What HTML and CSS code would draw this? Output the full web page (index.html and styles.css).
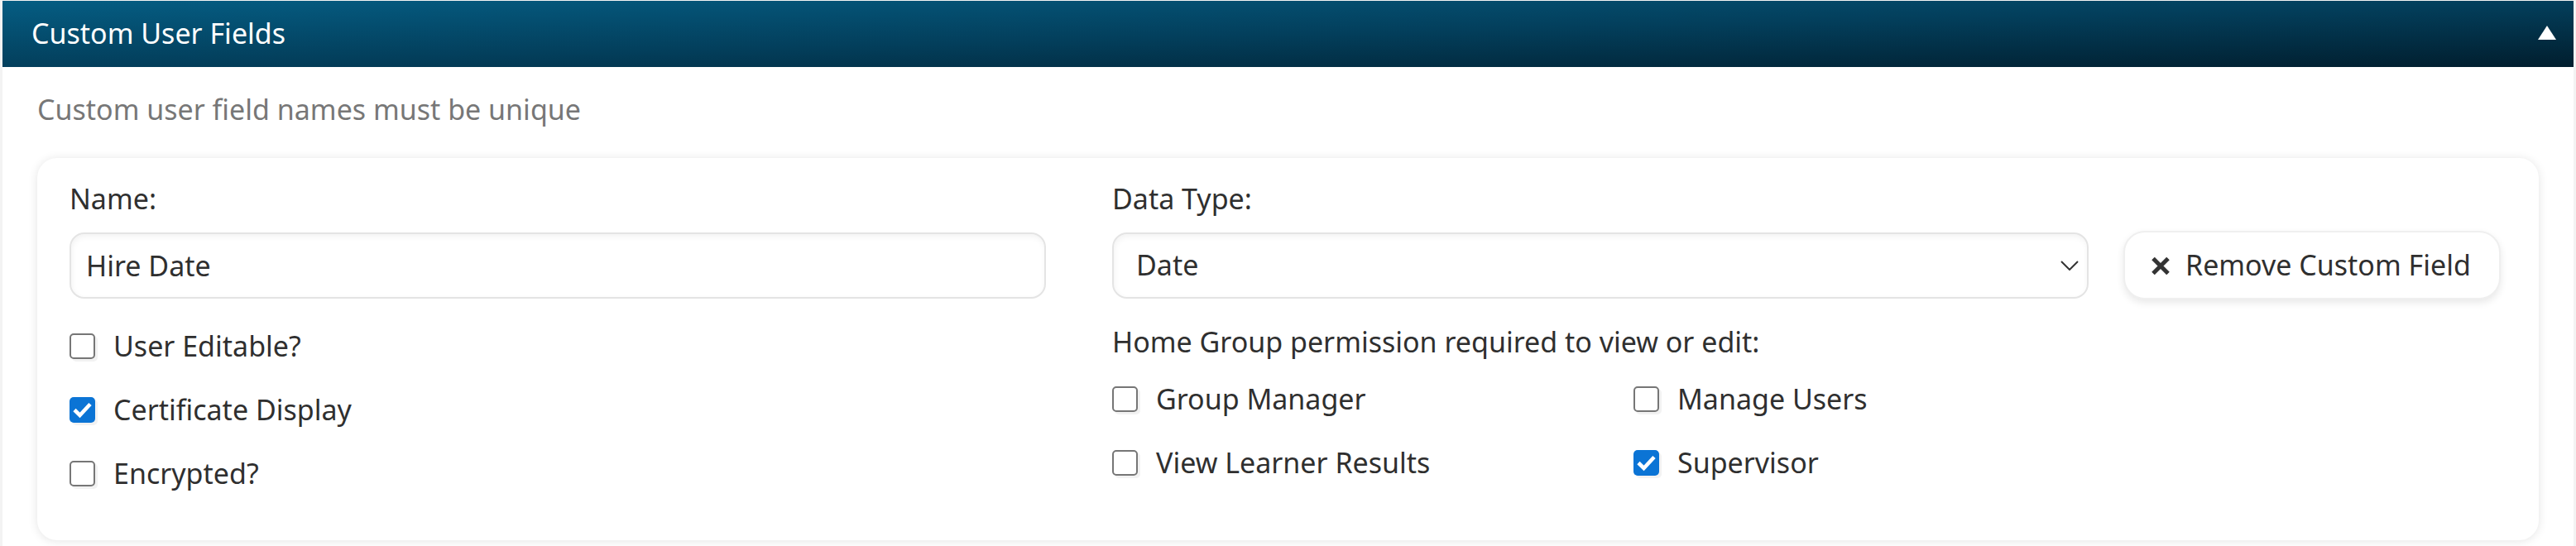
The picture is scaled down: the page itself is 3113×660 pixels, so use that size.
FILE: index.html
```html
<!DOCTYPE html>
<html lang="en">
<head>
<meta charset="utf-8">
<title>Custom User Fields</title>
<link rel="stylesheet" href="styles.css">
</head>
<body>
<section class="panel">
  <header class="panel-head">
    <h2 class="panel-title">Custom User Fields</h2>
    <svg class="collapse-icon" width="22" height="17" viewBox="0 0 22 17"><polygon points="11,0 22,17 0,17" fill="#fff"/></svg>
  </header>
  <div class="panel-body">
    <p class="hint">Custom user field names must be unique</p>
    <div class="card">
      <div class="field-row">
        <div class="col-left">
          <div class="field-label">Name:</div>
          <div class="text-input">Hire Date</div>
          <div class="checks">
            <div class="check-item"><span class="cb"></span><span class="check-text">User Editable?</span></div>
            <div class="check-item"><span class="cb checked"><svg width="31" height="31" viewBox="0 0 31 31"><path d="M6 15.5 L12.5 22 L25 8.5" fill="none" stroke="#fff" stroke-width="4.6"/></svg></span><span class="check-text">Certificate Display</span></div>
            <div class="check-item"><span class="cb"></span><span class="check-text">Encrypted?</span></div>
          </div>
        </div>
        <div class="col-right">
          <div class="field-label">Data Type:</div>
          <div class="select-row">
            <div class="select">
              <span>Date</span>
              <svg class="chevron" width="22" height="12" viewBox="0 0 22 12"><polyline points="1,1 11,11 21,1" fill="none" stroke="#333" stroke-width="2"/></svg>
            </div>
            <button class="remove-btn" type="button">
              <svg class="x-icon" width="22" height="21" viewBox="0 0 22 21"><path d="M2 1.5 L20 19.5 M20 1.5 L2 19.5" stroke="#333" stroke-width="5"/></svg>
              <span>Remove Custom Field</span>
            </button>
          </div>
          <div class="perm-label">Home Group permission required to view or edit:</div>
          <div class="perm-grid">
            <div class="check-item"><span class="cb"></span><span class="check-text">Group Manager</span></div>
            <div class="check-item"><span class="cb"></span><span class="check-text">Manage Users</span></div>
            <div class="check-item"><span class="cb"></span><span class="check-text">View Learner Results</span></div>
            <div class="check-item"><span class="cb checked"><svg width="31" height="31" viewBox="0 0 31 31"><path d="M6 15.5 L12.5 22 L25 8.5" fill="none" stroke="#fff" stroke-width="4.6"/></svg></span><span class="check-text">Supervisor</span></div>
          </div>
        </div>
      </div>
    </div>
  </div>
</section>
</body>
</html>
```
FILE: styles.css
```css
html, body {
  margin: 0;
  padding: 0;
}
body {
  background: #f3f3f3;
  font-family: "Noto Sans", "Open Sans", sans-serif;
  font-size: 34px;
  line-height: 51px;
  color: #2f2f2f;
  height: 660px;
  overflow: hidden;
}
.panel {
  margin: 1px 3px 0 3px;
  background: #fff;
  height: 659px;
}
.panel-head {
  height: 80px;
  background: linear-gradient(to bottom right, #055d83 0%, #033f5c 50%, #011e2e 100%);
  display: flex;
  align-items: center;
  justify-content: space-between;
  padding: 0 21px 0 35px;
}
.panel-title {
  margin: 0;
  font-size: 34px;
  font-weight: 400;
  color: #fff;
  line-height: 78px;
  padding-bottom: 2px;
}
.collapse-icon {
  margin-top: -4px;
}
.panel-body {
  padding: 0 42px;
}
.hint {
  margin: 0;
  padding-top: 26px;
  color: #777;
}
.card {
  margin-top: 33px;
  background: #fff;
  border-radius: 24px;
  box-shadow: 0 1px 12px rgba(0, 0, 0, 0.11);
  padding: 24px 49px 55px 39px;
}
.field-row {
  display: flex;
  gap: 80px;
}
.col-left {
  width: 1180px;
  flex: none;
}
.col-right {
  flex: 1;
  min-width: 0;
}
.text-input,
.select {
  box-sizing: border-box;
  height: 80px;
  border: 2px solid #e4e4e4;
  border-radius: 18px;
  box-shadow: inset 1px 3px 7px rgba(0, 0, 0, 0.05);
  background: #fff;
  display: flex;
  align-items: center;
}
.text-input {
  margin-top: 15px;
  padding-left: 18px;
}
.checks {
  margin-top: 32px;
  display: flex;
  flex-direction: column;
  gap: 26px;
}
.check-item {
  display: flex;
  align-items: center;
  gap: 22px;
  height: 51px;
  white-space: nowrap;
}
.cb {
  box-sizing: border-box;
  width: 31px;
  height: 31px;
  flex: none;
  border: 2px solid #767676;
  border-radius: 5px;
  background: #fff;
  box-shadow: 3px 3px 0 0 #f2f2f2;
  display: flex;
}
.cb.checked {
  border: none;
  background: #0b74d5;
}
.select-row {
  margin-top: 13px;
  display: flex;
  align-items: center;
  gap: 42px;
}
.select {
  width: 1180px;
  flex: none;
  padding: 0 10px 0 27px;
  justify-content: space-between;
}
.remove-btn {
  box-sizing: border-box;
  flex: none;
  white-space: nowrap;
  height: 83px;
  border: 2px solid #efefef;
  border-radius: 26px;
  background: #fff;
  box-shadow: 0 4px 10px rgba(0, 0, 0, 0.09);
  font-family: inherit;
  font-size: 34px;
  line-height: 51px;
  color: #2f2f2f;
  display: flex;
  align-items: center;
  gap: 19px;
  padding: 0 34px 0 32px;
}
.x-icon {
  flex: none;
  margin-top: 1px;
}
.perm-label {
  margin-top: 26px;
}
.perm-grid {
  margin-top: 18px;
  display: grid;
  grid-template-columns: 630px auto;
  row-gap: 26px;
}
```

EXERCISE GOAL
Identify lines with the string "styles". Copy each one.

FINAL ANSWER
What HTML and CSS code would draw this? Output the full web page (index.html and styles.css).
<link rel="stylesheet" href="styles.css">
FILE: styles.css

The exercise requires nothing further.